Jacksonville City Nights, co-billed with the Cardinals, finds Adams in his most country self since Whiskeytown,
but none of the rock power of his previous work is lost. The sheer emotion with which he sings “The End” is
stunning, as is the raw simplicity of “September” or “The Hardest Part.” On this album, he sounds like he means
every syllable that pours from his mouth, all at once yearning to a lost time and reinventing the scope of
American music.
29 is his most homespun effort since Heartbreaker. While the opening title track, a rocker reminiscent of the
Grateful Dead’s “Truckin’,” gives the album an upbeat mood to get the festivities rolling, it is a misleading one,
because most of this album is solo Adams.
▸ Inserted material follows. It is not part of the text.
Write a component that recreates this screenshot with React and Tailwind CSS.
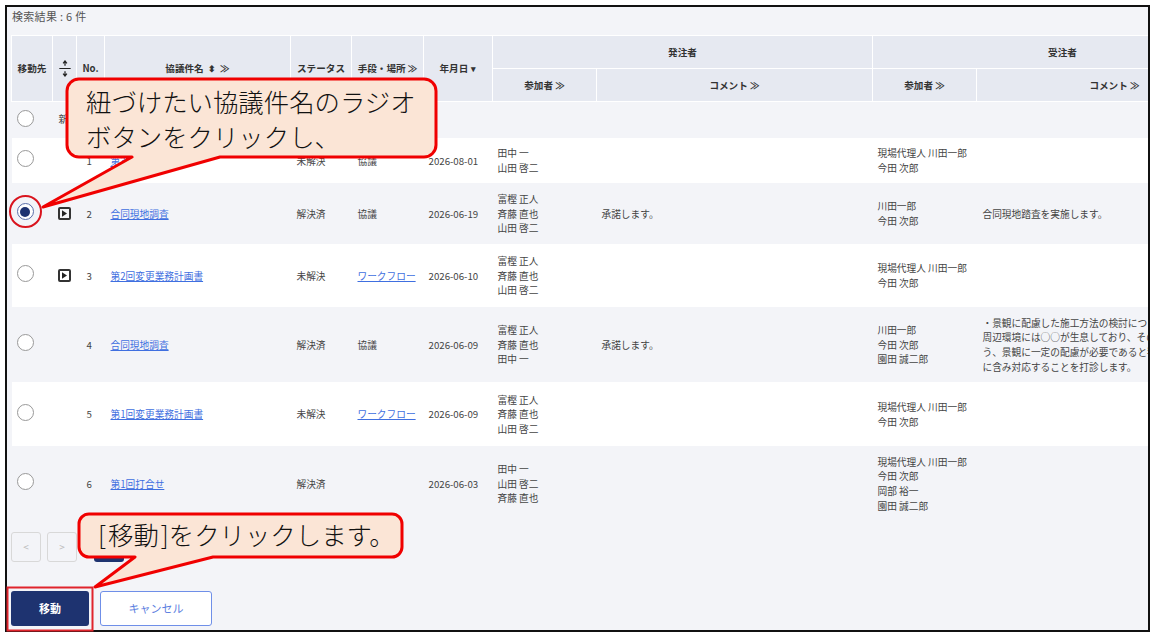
import React from 'react';

const font = { fontFamily: '"Noto Sans CJK JP", "Noto Sans", sans-serif' };

const rows = [
  { no: 1, title: '第3回打合せ', status: '未解決', means: '協議', date: '2026-08-01', h: 'h-[45px]', orderer: ['田中 一', '山田 啓二'], contractor: ['現場代理人 川田一郎', '今田 次郎'] },
  { no: 2, title: '合同現地調査', status: '解決済', means: '協議', date: '2026-06-19', h: 'h-[61px]', orderer: ['富樫 正人', '斉藤 直也', '山田 啓二'], ordererComment: '承諾します。', contractor: ['川田一郎', '今田 次郎'], contractorComment: ['合同現地踏査を実施します。'], expand: true, checked: true },
  { no: 3, title: '第2回変更業務計画書', status: '未解決', means: 'ワークフロー', meansLink: true, date: '2026-06-10', h: 'h-[63px]', orderer: ['富樫 正人', '斉藤 直也', '山田 啓二'], contractor: ['現場代理人 川田一郎', '今田 次郎'], expand: true },
  { no: 4, title: '合同現地調査', status: '解決済', means: '協議', date: '2026-06-09', h: 'h-[75px]', orderer: ['富樫 正人', '斉藤 直也', '田中 一'], ordererComment: '承諾します。', contractor: ['川田一郎', '今田 次郎', '園田 誠二郎'], contractorComment: ['・景観に配慮した施工方法の検討について、', '周辺環境には○○が生息しており、その保全を行', 'う、景観に一定の配慮が必要であると判断し', 'に含み対応することを打診します。'] },
  { no: 5, title: '第1回変更業務計画書', status: '未解決', means: 'ワークフロー', meansLink: true, date: '2026-06-09', h: 'h-[64px]', orderer: ['富樫 正人', '斉藤 直也', '山田 啓二'], contractor: ['現場代理人 川田一郎', '今田 次郎'] },
  { no: 6, title: '第1回打合せ', status: '解決済', means: '', date: '2026-06-03', h: 'h-[75px]', orderer: ['田中 一', '山田 啓二', '斉藤 直也'], contractor: ['現場代理人 川田一郎', '今田 次郎', '岡部 裕一', '園田 誠二郎'] },
];

const Radio = ({ checked }) => (
  <span className={`-mt-[3px] ml-[5px] flex h-[17px] w-[17px] items-center justify-center rounded-full border bg-white ${checked ? 'border-[#5a6ea8]' : 'border-[#999999]'}`}>
    {checked && <span className="h-[10px] w-[10px] rounded-full bg-[#1e3370]" />}
  </span>
);

const Lines = ({ items }) => (
  <div>
    {items.map((line) => (
      <div key={line} className="whitespace-nowrap">{line}</div>
    ))}
  </div>
);

const Th = ({ children, className = '', ...props }) => (
  <th className={`border border-white bg-[#e6e9f1] p-0 text-center text-[9.6px] font-bold text-[#333333] ${className}`} {...props}>
    {children}
  </th>
);

const App = () => {
  return (
    <div className="relative h-[635px] w-[1153px] overflow-hidden bg-white" style={font}>
      <div className="ml-[5px] mt-[5px] h-[627px] w-[1145px] overflow-hidden border-2 border-[#111111] bg-[#f3f4f8] pl-[4px]">
        <div className="h-[28px] pl-[1px] pt-[1px] text-[11px] leading-[16px] tracking-[0.3px] text-[#555555]">検索結果 : 6 件</div>

        <table className="w-[1241px] table-fixed border-collapse text-[9.7px] leading-[14.6px] text-[#444444]">
          <colgroup>
            <col className="w-[41px]" />
            <col className="w-[24px]" />
            <col className="w-[28px]" />
            <col className="w-[186px]" />
            <col className="w-[61px]" />
            <col className="w-[72px]" />
            <col className="w-[69px]" />
            <col className="w-[104px]" />
            <col className="w-[276px]" />
            <col className="w-[104px]" />
            <col className="w-[276px]" />
          </colgroup>
          <thead>
            <tr className="h-[33px]">
              <Th rowSpan={2}>移動先</Th>
              <Th rowSpan={2}>
                <svg viewBox="0 0 14 18" className="mx-auto h-[17px] w-[14px]" fill="none" stroke="#222222" strokeWidth="1.3">
                  <path d="M1 9h12M7 1v5M5 3.5 7 1l2 2.5M7 17v-5M5 14.5 7 17l2-2.5" />
                </svg>
              </Th>
              <Th rowSpan={2}>No.</Th>
              <Th rowSpan={2}>協議件名 <span className="mx-[2px] text-[9px]">⬍</span> ≫</Th>
              <Th rowSpan={2}>ステータス</Th>
              <Th rowSpan={2}>手段・場所 ≫</Th>
              <Th rowSpan={2}>年月日 <span className="ml-[1px] text-[9px]">▾</span></Th>
              <Th colSpan={2}>発注者</Th>
              <Th colSpan={2}>受注者</Th>
            </tr>
            <tr className="h-[33px]">
              <Th>参加者 ≫</Th>
              <Th>コメント ≫</Th>
              <Th>参加者 ≫</Th>
              <Th>コメント ≫</Th>
            </tr>
          </thead>
          <tbody>
            <tr className="h-[36px]">
              <td className="p-0"><Radio /></td>
              <td colSpan={10} className="pl-[6px]">新規</td>
            </tr>
            {rows.map((row, i) => (
              <tr key={row.no} className={`${row.h} ${i % 2 === 0 ? 'bg-white' : 'bg-[#f3f4f8]'}`}>
                <td className="p-0"><Radio checked={row.checked} /></td>
                <td className="p-0">
                  {row.expand && (
                    <span className="mx-auto flex h-[13px] w-[13px] items-center justify-center rounded-[2px] border-2 border-[#333333]">
                      <svg viewBox="0 0 6 8" className="h-[7px] w-[5px]" fill="#222222"><path d="M0 0l6 4-6 4z" /></svg>
                    </span>
                  )}
                </td>
                <td className="p-0 pl-[10px] pt-[2px]">{row.no}</td>
                <td className="pl-[6px] pt-[2px]"><a href="#" className="text-[#3f6fe0] underline">{row.title}</a></td>
                <td className="pl-[6px] pt-[2px]">{row.status}</td>
                <td className="pl-[6px] pt-[2px]">
                  {row.meansLink ? <a href="#" className="text-[#3f6fe0] underline">{row.means}</a> : row.means}
                </td>
                <td className="pl-[5px] pt-[2px]">{row.date}</td>
                <td className="pl-[5px] pt-[2px]"><Lines items={row.orderer} /></td>
                <td className="pl-[5px] pt-[2px]">{row.ordererComment}</td>
                <td className="pl-[5px] pt-[2px]"><Lines items={row.contractor} /></td>
                <td className="pl-[6px] pt-[2px]">{row.contractorComment && <Lines items={row.contractorComment} />}</td>
              </tr>
            ))}
          </tbody>
        </table>

        <div className="mt-[11px] flex gap-[6px] text-[10px] text-[#bbbbbb]">
          <button className="h-[30px] w-[30px] rounded-[3px] border border-[#d8d8d8]">&lt;</button>
          <button className="h-[30px] w-[30px] rounded-[3px] border border-[#d8d8d8]">&gt;</button>
          <button className="ml-[11px] h-[30px] w-[30px] rounded-[3px] bg-[#1e3370] text-white">1</button>
        </div>

        <div className="mt-[29px] flex gap-[11px] text-[11px]">
          <button className="h-[35px] w-[78px] rounded-[3px] bg-[#1e3370] font-bold text-white">移動</button>
          <button className="h-[35px] w-[112px] rounded-[3px] border border-[#6f8fe8] bg-white text-[#5c80e0]">キャンセル</button>
        </div>
      </div>

      {/* annotations drawn over the screenshot */}
      <svg className="absolute left-0 top-0 h-[635px] w-[1153px]" viewBox="0 0 1153 635" fill="none">
        <circle cx="25.5" cy="211.5" r="15.5" stroke="#d9141e" strokeWidth="2" />
        <rect x="7.5" y="587.5" width="85" height="43" stroke="#e0242c" strokeWidth="2" />
        <path d="M79 79H424a12 12 0 0 1 12 12V145a12 12 0 0 1-12 12H220L43 207 132 157H79a12 12 0 0 1-12-12V91a12 12 0 0 1 12-12Z" fill="#fbe5d6" stroke="#f00000" strokeWidth="3" strokeLinejoin="round" />
        <path d="M89 514H392a10 10 0 0 1 10 10V547a10 10 0 0 1-10 10H213L95 587 135 557H89a10 10 0 0 1-10-10V524a10 10 0 0 1 10-10Z" fill="#fbe5d6" stroke="#f00000" strokeWidth="3" strokeLinejoin="round" />
      </svg>
      <div className="absolute left-[86px] top-[84px] text-[25.4px] font-light leading-[35px] text-[#111111]">
        <div>紐づけたい協議件名のラジオ</div>
        <div>ボタンをクリックし、</div>
      </div>
      <div className="absolute left-[98px] top-[517px] text-[25.4px] font-light leading-[35px] text-[#111111]">
        <span className="mr-[2px]">[</span>移動<span className="ml-[2px]">]</span>をクリックします。
      </div>
    </div>
  );
};

export default App;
Sounding weary and worried, songs like “Voices” and “Strawberry
Wine” are carried with just his acoustic guitar and his ever-soaring voice. It’s not a party record, but it’s lonely
Sunday night at its absolute best.
What all three of his 2005 albums share is his renewed faith in his own voice. More and more, Adams relied on
his incredible range to carry songs and entire albums, leaving the rock-by-numbers shtick aside to let his inner-
self shine through.
And Adams’ voice is one of the best we’ve ever heard in the rock era. So here’s hoping he feels comfortable and
creative enough to let it shine through for years to come.